### Exercise description
Copy out each line of the material below that holds the string "components".

### Stored data
__________________________________________________
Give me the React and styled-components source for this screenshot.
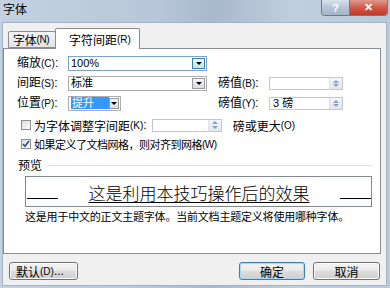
import React from 'react'
import styled, { createGlobalStyle } from 'styled-components'

const GlobalStyle = createGlobalStyle`
  html, body {
    margin: 0;
    padding: 0;
    background: #c9d6e4;
  }
  body {
    font-family: "Liberation Sans", "Noto Sans CJK SC", sans-serif;
    font-size: 12px;
    color: #000;
  }
`

const Window = styled.div`
  width: 390px;
  height: 288px;
  overflow: hidden;
  display: flex;
  flex-direction: column;
  background: linear-gradient(90deg, #c3d1e0 0%, #b7c7d9 40%, #a9b9cc 55%, #c0cfdf 75%, #b9c9db 100%);
`

const TitleBar = styled.div`
  height: 22px;
  flex: 0 0 22px;
  display: flex;
  align-items: flex-start;
  justify-content: space-between;
  padding-left: 3px;
`

const Title = styled.div`
  font-size: 12px;
  line-height: 12px;
  padding-top: 4px;
`

const Caption = styled.div`
  display: flex;
  margin-right: 2px;
  height: 15px;
  border: 1px solid #6b7a8c;
  border-top: none;
  border-radius: 0 0 4px 4px;
  overflow: hidden;
`

const CapButton = styled.div`
  width: ${p => p.$w}px;
  height: 15px;
  display: flex;
  align-items: center;
  justify-content: center;
  color: #fff;
  font-size: 11px;
  font-weight: bold;
  background: ${p => p.$red
    ? 'linear-gradient(#e09a8e 0%, #cf5a48 50%, #c23a26 100%)'
    : 'linear-gradient(#d8e1ec 0%, #b6c4d6 50%, #a4b4c8 100%)'};
  & + & {
    border-left: 1px solid #6b7a8c;
  }
`

const Body = styled.div`
  flex: 1;
  margin: 0 3px 2px 2px;
  background: #f0f0f0;
  border: 1px solid #a5b2c1;
  display: flex;
  flex-direction: column;
`

const TabStrip = styled.div`
  display: flex;
  align-items: flex-end;
  padding: 4px 0 0 5px;
  height: 21px;
`

const Tab = styled.div`
  position: relative;
  display: flex;
  align-items: center;
  box-sizing: border-box;
  width: ${p => p.$w}px;
  height: ${p => (p.$active ? 21 : 17)}px;
  padding-left: ${p => p.$pl}px;
  margin-bottom: ${p => (p.$active ? -1 : 0)}px;
  background: ${p => (p.$active ? '#fff' : 'linear-gradient(#f4f4f4, #e4e4e4)')};
  border: 1px solid #898c95;
  border-bottom: ${p => (p.$active ? 'none' : '1px solid #898c95')};
  border-radius: 2px 2px 0 0;
  z-index: ${p => (p.$active ? 2 : 1)};
  margin-left: ${p => (p.$active ? -1 : 0)}px;
  font-size: 12px;
  letter-spacing: ${p => (p.$active ? 0 : -0.3)}px;
  white-space: nowrap;
`

const Key = styled.span`
  font-size: 10px;
`

const Panel = styled.div`
  width: 376px;
  height: 204px;
  background: #fff;
  border: 1px solid #898c95;
  position: relative;
  z-index: 1;
`

const FieldGrid = styled.div`
  display: grid;
  grid-template-columns: 51px 139px 11px 51px 74px;
  grid-auto-rows: 15px;
  row-gap: 5px;
  padding: 7px 0 0 13px;
  align-items: center;
`

const Label = styled.div`
  font-size: 12px;
  line-height: 15px;
  white-space: nowrap;
  grid-column: ${p => p.$col || 'auto'};
`

const Combo = styled.div`
  grid-column: ${p => p.$col || 'auto'};
  width: ${p => p.$w}px;
  height: 15px;
  box-sizing: border-box;
  border: 1px solid ${p => (p.$focus ? '#7da2ce' : '#abadb3')};
  display: flex;
  align-items: center;
  background: #fff;
`

const ComboText = styled.div`
  flex: 1;
  padding-left: 2px;
  font-size: 11px;
  line-height: 13px;
  white-space: nowrap;
`

const Selected = styled.span`
  background: #3399ff;
  color: #fff;
  padding: 0 15px 0 1px;
  font-size: 11px;
`

const DropButton = styled.div`
  width: 13px;
  height: 11px;
  margin-right: 1px;
  box-sizing: border-box;
  border: 1px solid ${p => (p.$hot ? '#3c7fb1' : '#9a9a9a')};
  background: ${p => (p.$hot ? 'linear-gradient(#eaf6fd, #bee6fd)' : 'linear-gradient(#f6f6f6, #dcdcdc)')};
  display: flex;
  align-items: center;
  justify-content: center;
  &::after {
    content: '';
    border-left: 3px solid transparent;
    border-right: 3px solid transparent;
    border-top: 3px solid #000;
  }
`

const SpinField = styled.div`
  grid-column: ${p => p.$col || 'auto'};
  width: ${p => p.$w}px;
  height: 13px;
  box-sizing: border-box;
  border: 1px solid #c3c7cf;
  display: flex;
  align-items: center;
  background: #fff;
`

const SpinText = styled.div`
  flex: 1;
  padding-left: 3px;
  font-size: 11px;
  line-height: 11px;
`

const Spinner = styled.div`
  width: 13px;
  height: 11px;
  box-sizing: border-box;
  border-left: 1px solid #dde1e7;
  background: linear-gradient(#f3f6fa, #e1e7ef);
  display: flex;
  flex-direction: column;
  align-items: center;
  justify-content: space-evenly;
  &::before {
    content: '';
    border-left: 3px solid transparent;
    border-right: 3px solid transparent;
    border-bottom: 3px solid #8aa0bd;
  }
  &::after {
    content: '';
    border-left: 3px solid transparent;
    border-right: 3px solid transparent;
    border-top: 3px solid #8aa0bd;
  }
`

const CheckRow = styled.div`
  display: flex;
  align-items: center;
  height: 14px;
  padding-left: 17px;
  margin-top: ${p => p.$top}px;
  font-size: ${p => p.$size || 12}px;
  letter-spacing: ${p => p.$ls || 0}px;
  white-space: nowrap;
`

const Check = styled.div`
  width: 10px;
  height: 10px;
  box-sizing: border-box;
  border: 1px solid #8f8f8f;
  background: linear-gradient(135deg, #dcdcdc, #fdfdfd);
  margin-right: 3px;
  display: flex;
  align-items: center;
  justify-content: center;
`

const Inline = styled.div`
  margin-left: ${p => p.$ml || 0}px;
  display: flex;
  align-items: center;
`

const PreviewHead = styled.div`
  display: flex;
  align-items: center;
  margin: 6px 8px 0 14px;
  height: 14px;
  &::after {
    content: '';
    flex: 1;
    height: 1px;
    margin-left: 6px;
    margin-top: 2px;
    background: #dcdfe3;
  }
`

const PreviewBox = styled.div`
  margin: 5px 8px 0 21px;
  height: 31px;
  box-sizing: border-box;
  border: 1px solid #828790;
  display: flex;
  align-items: flex-end;
  padding: 0 0 7px 1px;
`

const Rule = styled.div`
  width: 31px;
  height: 1px;
  background: #000;
`

const PreviewText = styled.div`
  flex: 1;
  text-align: center;
  font-size: 17px;
  line-height: 20px;
  margin-bottom: -4px;
  text-decoration: underline;
  text-decoration-thickness: 1px;
  text-underline-offset: 2px;
  font-family: "Noto Sans CJK SC", sans-serif;
  font-weight: 300;
`

const Note = styled.div`
  margin: 4px 0 0 21px;
  font-size: 11px;
  line-height: 13px;
  letter-spacing: -0.2px;
  white-space: nowrap;
`

const ButtonRow = styled.div`
  display: flex;
  align-items: center;
  padding: 8px 6px 0 6px;
`

const Button = styled.div`
  width: ${p => p.$w}px;
  height: 18px;
  box-sizing: border-box;
  border: 1px solid ${p => (p.$default ? '#3c7fb1' : '#707070')};
  border-radius: 3px;
  background: linear-gradient(#f2f2f2 0%, #ebebeb 45%, #dddddd 50%, #cfcfcf 100%);
  box-shadow: ${p => (p.$default ? 'inset 0 0 0 1px #a8d8f5' : 'inset 0 0 0 1px #fcfcfc')};
  display: flex;
  align-items: center;
  justify-content: ${p => (p.$left ? 'flex-start' : 'center')};
  padding-left: ${p => (p.$left ? 6 : 0)}px;
  margin-left: ${p => p.$ml || 0}px;
  font-size: 12px;
`

const Spacer = styled.div`
  flex: 1;
`

const CheckMark = () => (
  <svg width="8" height="8" viewBox="0 0 8 8">
    <path d="M1 4 L3 6.3 L7 1" fill="none" stroke="#2b4f8a" strokeWidth="1.6" />
  </svg>
)

export default function App() {
  return (
    <>
      <GlobalStyle />
      <Window>
        <TitleBar>
          <Title>字体</Title>
          <Caption>
            <CapButton $w={27}>?</CapButton>
            <CapButton $w={37} $red>✕</CapButton>
          </Caption>
        </TitleBar>
        <Body>
          <TabStrip>
            <Tab $w={48} $pl={4}>字体<Key>(N)</Key></Tab>
            <Tab $active $w={85} $pl={13}>字符间距<Key>(R)</Key></Tab>
          </TabStrip>
          <Panel>
            <FieldGrid>
              <Label>缩放<Key>(C)</Key>:</Label>
              <Combo $w={139} $focus>
                <ComboText>100%</ComboText>
                <DropButton $hot />
              </Combo>
              <Label $col="1">间距<Key>(S)</Key>:</Label>
              <Combo $w={139}>
                <ComboText>标准</ComboText>
                <DropButton />
              </Combo>
              <Label $col="4">磅值<Key>(B)</Key>:</Label>
              <SpinField $w={74}>
                <SpinText />
                <Spinner />
              </SpinField>
              <Label $col="1">位置<Key>(P)</Key>:</Label>
              <Combo $w={53}>
                <ComboText><Selected>提升</Selected></ComboText>
                <DropButton />
              </Combo>
              <Label $col="4">磅值<Key>(Y)</Key>:</Label>
              <SpinField $w={74}>
                <SpinText>3 磅</SpinText>
                <Spinner />
              </SpinField>
            </FieldGrid>
            <CheckRow $top={7}>
              <Check />
              为字体调整字间距<Key>(K)</Key>:
              <Inline $ml={5}>
                <SpinField $w={70}>
                  <SpinText />
                  <Spinner />
                </SpinField>
              </Inline>
              <Inline $ml={11}>磅或更大<Key>(O)</Key></Inline>
            </CheckRow>
            <CheckRow $top={5} $size={11} $ls={-0.5}>
              <Check><CheckMark /></Check>
              如果定义了文档网格，则对齐到网格<Key>(W)</Key>
            </CheckRow>
            <PreviewHead>预览</PreviewHead>
            <PreviewBox>
              <Rule />
              <PreviewText>这是利用本技巧操作后的效果</PreviewText>
              <Rule />
            </PreviewBox>
            <Note>这是用于中文的正文主题字体。当前文档主题定义将使用哪种字体。</Note>
          </Panel>
          <ButtonRow>
            <Button $w={69} $left>默认<Key>(D)</Key>...</Button>
            <Spacer />
            <Button $w={66} $default>确定</Button>
            <Button $w={67} $ml={8}>取消</Button>
          </ButtonRow>
        </Body>
      </Window>
    </>
  )
}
__________________________________________________
### Expected output
Give me the React and styled-components source for this screenshot.
import styled, { createGlobalStyle } from 'styled-components'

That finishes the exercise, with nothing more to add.